# Stated task
Write the data out again, character for character, with no images.

# Data segment
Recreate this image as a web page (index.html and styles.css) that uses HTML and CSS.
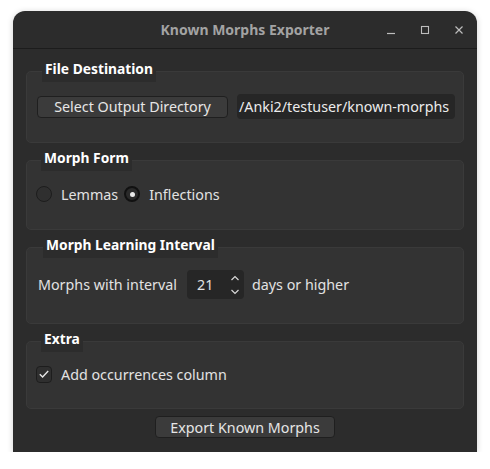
FILE: index.html
```html
<!DOCTYPE html>
<html>
<head>
<meta charset="utf-8">
<link rel="stylesheet" href="styles.css">
</head>
<body>
<div class="window">
  <div class="titlebar">
    <div class="tb-side"></div>
    <div class="title">Known Morphs Exporter</div>
    <div class="tb-side controls">
      <span class="ctl"><svg width="10" height="10" viewBox="0 0 10 10"><path d="M1 8.5H9" stroke="#bdbdbd" stroke-width="1.2"/></svg></span>
      <span class="ctl"><svg width="10" height="10" viewBox="0 0 10 10"><rect x="1.5" y="1.5" width="7" height="7" fill="none" stroke="#bdbdbd" stroke-width="1.1"/></svg></span>
      <span class="ctl"><svg width="10" height="10" viewBox="0 0 10 10"><path d="M1.5 1.5L8.5 8.5M8.5 1.5L1.5 8.5" stroke="#bdbdbd" stroke-width="1.2"/></svg></span>
    </div>
  </div>
  <div class="content">
    <fieldset class="group g1">
      <legend>File Destination</legend>
      <div class="row">
        <button class="btn">Select Output Directory</button>
        <div class="lineedit">/Anki2/testuser/known-morphs</div>
      </div>
    </fieldset>
    <fieldset class="group g2">
      <legend>Morph Form</legend>
      <div class="row radios">
        <label class="opt"><span class="radio"></span><span class="lbl-lemmas">Lemmas</span></label>
        <label class="opt"><span class="radio checked"></span><span>Inflections</span></label>
      </div>
    </fieldset>
    <fieldset class="group g3">
      <legend>Morph Learning Interval</legend>
      <div class="row interval">
        <span>Morphs with interval</span>
        <div class="spin">
          <span class="spin-val">21</span>
          <span class="spin-arrows">
            <svg width="10" height="22" viewBox="0 0 10 22"><path d="M1.5 6L5 2.5L8.5 6M1.5 16L5 19.5L8.5 16" fill="none" stroke="#d8d8d8" stroke-width="1.2"/></svg>
          </span>
        </div>
        <span>days or higher</span>
      </div>
    </fieldset>
    <fieldset class="group g4">
      <legend>Extra</legend>
      <div class="row">
        <label class="opt"><span class="check"><svg width="12" height="12" viewBox="0 0 12 12"><path d="M1.8 6.2L4.6 9L10.2 3" fill="none" stroke="#e6e6e6" stroke-width="1.4"/></svg></span><span>Add occurrences column</span></label>
      </div>
    </fieldset>
    <div class="footer">
      <button class="btn export">Export Known Morphs</button>
    </div>
  </div>
</div>
</body>
</html>
```

FILE: styles.css
```css
* { box-sizing: border-box; }
html, body { margin: 0; padding: 0; background: #ffffff; }
body {
  font-family: "Noto Sans", "DejaVu Sans", sans-serif;
  font-size: 14.3px;
  color: #e2e2e2;
}
.window {
  margin: 11px 0 0 13px;
  width: 464px;
  height: 441px;
  background: #2c2c2c;
  border-radius: 12px 12px 0 0;
  box-shadow: 0 1px 6px rgba(0,0,0,0.18);
  display: flex;
  flex-direction: column;
}
.titlebar {
  height: 38px;
  border-bottom: 1px solid #1c1c1c;
  display: grid;
  grid-template-columns: 1fr auto 1fr;
  align-items: center;
}
.title {
  font-weight: bold;
  font-size: 14px;
  color: #a3a3a3;
}
.controls {
  display: flex;
  justify-content: flex-end;
  padding-right: 1px;
}
.ctl {
  width: 34px;
  height: 20px;
  display: flex;
  align-items: center;
  justify-content: center;
}
.ctl svg { display: block; }
.content {
  flex: 1;
  padding: 11px 13px 0 13px;
  display: flex;
  flex-direction: column;
  gap: 6px;
}
.group {
  margin: 0;
  border: 1px solid #3a3a3a;
  border-radius: 5px;
  background: #333333;
  padding: 12px 8px 23px 10px;
  min-width: 0;
}
.group legend {
  font-weight: bold;
  font-size: 13.8px;
  line-height: 18px;
  color: #ffffff;
  background: #2c2c2c;
  padding: 0 3px 4px 3px;
  margin-left: 5px;
}
.row {
  display: flex;
  align-items: center;
}
.g1 .row { gap: 9px; height: 25px; }
.g2 { padding-left: 9px; padding-bottom: 23px; padding-top: 11px; }
.g2 .row { height: 24px; gap: 6px; }
.g3 { padding-left: 11px; padding-bottom: 24px; }
.g3 .row { height: 29px; }
.g4 { padding-left: 9px; padding-top: 10px; padding-bottom: 22px; }
.g4 .row { height: 24px; }
.btn {
  font: inherit;
  color: #e6e6e6;
  background: #3b3b3b;
  border: 1px solid #1f1f1f;
  border-radius: 4px;
  height: 22px;
  padding: 0 10px;
  display: flex;
  align-items: center;
  white-space: nowrap;
}
.g1 .btn { width: 191px; justify-content: center; flex: none; }
.lineedit {
  flex: 1;
  min-width: 0;
  height: 25px;
  background: #262626;
  border-radius: 4px;
  display: flex;
  align-items: center;
  padding-left: 2px;
  white-space: nowrap;
  overflow: hidden;
  color: #ececec;
}
.opt {
  display: flex;
  align-items: center;
  gap: 9px;
}
.radio {
  width: 16px;
  height: 16px;
  border-radius: 50%;
  border: 1px solid #1d1d1d;
  background: #2f2f2f;
  display: flex;
  align-items: center;
  justify-content: center;
}
.radio.checked {
  border: 2px solid #111111;
  background: #2a2a2a;
}
.radio.checked::after {
  content: "";
  width: 5px;
  height: 5px;
  border-radius: 50%;
  background: #e8e8e8;
}
.interval span:first-child { margin-right: 10px; }
.spin {
  width: 57px;
  height: 29px;
  background: #262626;
  border-radius: 4px;
  display: flex;
  align-items: center;
  justify-content: space-between;
  padding: 0 4px 0 10px;
  margin-right: 8px;
}
.spin-arrows svg { display: block; }
.check {
  width: 16px;
  height: 17px;
  border: 1px solid #1d1d1d;
  border-radius: 4px;
  background: #2f2f2f;
  display: flex;
  align-items: center;
  justify-content: center;
}
.check svg { display: block; }
.footer {
  display: flex;
  justify-content: center;
  padding-top: 1px;
}
.export { width: 180px; justify-content: center; }
```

# Solution for this problem
Recreate this image as a web page (index.html and styles.css) that uses HTML and CSS.
FILE: index.html
```html
<!DOCTYPE html>
<html>
<head>
<meta charset="utf-8">
<link rel="stylesheet" href="styles.css">
</head>
<body>
<div class="window">
  <div class="titlebar">
    <div class="tb-side"></div>
    <div class="title">Known Morphs Exporter</div>
    <div class="tb-side controls">
      <span class="ctl"><svg width="10" height="10" viewBox="0 0 10 10"><path d="M1 8.5H9" stroke="#bdbdbd" stroke-width="1.2"/></svg></span>
      <span class="ctl"><svg width="10" height="10" viewBox="0 0 10 10"><rect x="1.5" y="1.5" width="7" height="7" fill="none" stroke="#bdbdbd" stroke-width="1.1"/></svg></span>
      <span class="ctl"><svg width="10" height="10" viewBox="0 0 10 10"><path d="M1.5 1.5L8.5 8.5M8.5 1.5L1.5 8.5" stroke="#bdbdbd" stroke-width="1.2"/></svg></span>
    </div>
  </div>
  <div class="content">
    <fieldset class="group g1">
      <legend>File Destination</legend>
      <div class="row">
        <button class="btn">Select Output Directory</button>
        <div class="lineedit">/Anki2/testuser/known-morphs</div>
      </div>
    </fieldset>
    <fieldset class="group g2">
      <legend>Morph Form</legend>
      <div class="row radios">
        <label class="opt"><span class="radio"></span><span class="lbl-lemmas">Lemmas</span></label>
        <label class="opt"><span class="radio checked"></span><span>Inflections</span></label>
      </div>
    </fieldset>
    <fieldset class="group g3">
      <legend>Morph Learning Interval</legend>
      <div class="row interval">
        <span>Morphs with interval</span>
        <div class="spin">
          <span class="spin-val">21</span>
          <span class="spin-arrows">
            <svg width="10" height="22" viewBox="0 0 10 22"><path d="M1.5 6L5 2.5L8.5 6M1.5 16L5 19.5L8.5 16" fill="none" stroke="#d8d8d8" stroke-width="1.2"/></svg>
          </span>
        </div>
        <span>days or higher</span>
      </div>
    </fieldset>
    <fieldset class="group g4">
      <legend>Extra</legend>
      <div class="row">
        <label class="opt"><span class="check"><svg width="12" height="12" viewBox="0 0 12 12"><path d="M1.8 6.2L4.6 9L10.2 3" fill="none" stroke="#e6e6e6" stroke-width="1.4"/></svg></span><span>Add occurrences column</span></label>
      </div>
    </fieldset>
    <div class="footer">
      <button class="btn export">Export Known Morphs</button>
    </div>
  </div>
</div>
</body>
</html>
```

FILE: styles.css
```css
* { box-sizing: border-box; }
html, body { margin: 0; padding: 0; background: #ffffff; }
body {
  font-family: "Noto Sans", "DejaVu Sans", sans-serif;
  font-size: 14.3px;
  color: #e2e2e2;
}
.window {
  margin: 11px 0 0 13px;
  width: 464px;
  height: 441px;
  background: #2c2c2c;
  border-radius: 12px 12px 0 0;
  box-shadow: 0 1px 6px rgba(0,0,0,0.18);
  display: flex;
  flex-direction: column;
}
.titlebar {
  height: 38px;
  border-bottom: 1px solid #1c1c1c;
  display: grid;
  grid-template-columns: 1fr auto 1fr;
  align-items: center;
}
.title {
  font-weight: bold;
  font-size: 14px;
  color: #a3a3a3;
}
.controls {
  display: flex;
  justify-content: flex-end;
  padding-right: 1px;
}
.ctl {
  width: 34px;
  height: 20px;
  display: flex;
  align-items: center;
  justify-content: center;
}
.ctl svg { display: block; }
.content {
  flex: 1;
  padding: 11px 13px 0 13px;
  display: flex;
  flex-direction: column;
  gap: 6px;
}
.group {
  margin: 0;
  border: 1px solid #3a3a3a;
  border-radius: 5px;
  background: #333333;
  padding: 12px 8px 23px 10px;
  min-width: 0;
}
.group legend {
  font-weight: bold;
  font-size: 13.8px;
  line-height: 18px;
  color: #ffffff;
  background: #2c2c2c;
  padding: 0 3px 4px 3px;
  margin-left: 5px;
}
.row {
  display: flex;
  align-items: center;
}
.g1 .row { gap: 9px; height: 25px; }
.g2 { padding-left: 9px; padding-bottom: 23px; padding-top: 11px; }
.g2 .row { height: 24px; gap: 6px; }
.g3 { padding-left: 11px; padding-bottom: 24px; }
.g3 .row { height: 29px; }
.g4 { padding-left: 9px; padding-top: 10px; padding-bottom: 22px; }
.g4 .row { height: 24px; }
.btn {
  font: inherit;
  color: #e6e6e6;
  background: #3b3b3b;
  border: 1px solid #1f1f1f;
  border-radius: 4px;
  height: 22px;
  padding: 0 10px;
  display: flex;
  align-items: center;
  white-space: nowrap;
}
.g1 .btn { width: 191px; justify-content: center; flex: none; }
.lineedit {
  flex: 1;
  min-width: 0;
  height: 25px;
  background: #262626;
  border-radius: 4px;
  display: flex;
  align-items: center;
  padding-left: 2px;
  white-space: nowrap;
  overflow: hidden;
  color: #ececec;
}
.opt {
  display: flex;
  align-items: center;
  gap: 9px;
}
.radio {
  width: 16px;
  height: 16px;
  border-radius: 50%;
  border: 1px solid #1d1d1d;
  background: #2f2f2f;
  display: flex;
  align-items: center;
  justify-content: center;
}
.radio.checked {
  border: 2px solid #111111;
  background: #2a2a2a;
}
.radio.checked::after {
  content: "";
  width: 5px;
  height: 5px;
  border-radius: 50%;
  background: #e8e8e8;
}
.interval span:first-child { margin-right: 10px; }
.spin {
  width: 57px;
  height: 29px;
  background: #262626;
  border-radius: 4px;
  display: flex;
  align-items: center;
  justify-content: space-between;
  padding: 0 4px 0 10px;
  margin-right: 8px;
}
.spin-arrows svg { display: block; }
.check {
  width: 16px;
  height: 17px;
  border: 1px solid #1d1d1d;
  border-radius: 4px;
  background: #2f2f2f;
  display: flex;
  align-items: center;
  justify-content: center;
}
.check svg { display: block; }
.footer {
  display: flex;
  justify-content: center;
  padding-top: 1px;
}
.export { width: 180px; justify-content: center; }
```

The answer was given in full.